Handling Meltdowns and Tantrums
Given how smart visual learners can be, it might seem reasonable and natural to use speech, verbal cues, and discussion as the primary means to help your child process their behavior and its fallout. All too often, we just want to talk it out right there and then.
BUT PLEASE DON’T! STAY CALM. Below are 5 easy tips for defusing the situation.
1. Forget the discussion and just assure your child you are there for them. The talking can wait. Now, all you need to do is assure your child you hear him/her. Hug them or wrap a blanket around your child to help them calm down. Reassure them that you love them.
2. Try some breathing exercises together. Slowly breathe in to the count of four. Hold the breath for the count of three. Then slowly blow out through your mouth to the count of four. Repeat three times.
3. Use as few words as possible, in a calm and quiet voice. Do not talk about what triggered that meltdown.
4. A quiet conversation at bedtime can be a good way to let your child talk over what happened during the day and what may have caused the problem behavior. LISTEN, don’t judge. As they start to understand things, let them help problem-solve ways to calm down if they start to feel upset.
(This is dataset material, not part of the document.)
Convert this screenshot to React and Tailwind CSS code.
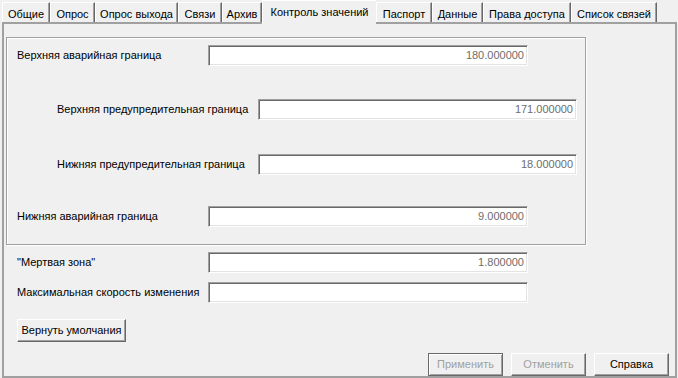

5. Observe the types of issues that trigger your child’s anxieties and meltdowns. Be very aware of how many words you use – and use less. Your child will tell you what is worrying them. Try not to express critique or judgment of them. Let them calm down and discuss things at their own pace. We know that parents can get frustrated by these behaviors. It can feel counterintuitive to hold back immediate verbal discourse. Try to stay calm, in control, and be supportive. Praise your child for sharing. Always reassure your child that they can come to you to tell you anything. (there may be things you don’t want to hear, but wouldn’t you rather they tell you than their friends?)
It takes practice to stay calm, but this is a long-term trust you are building.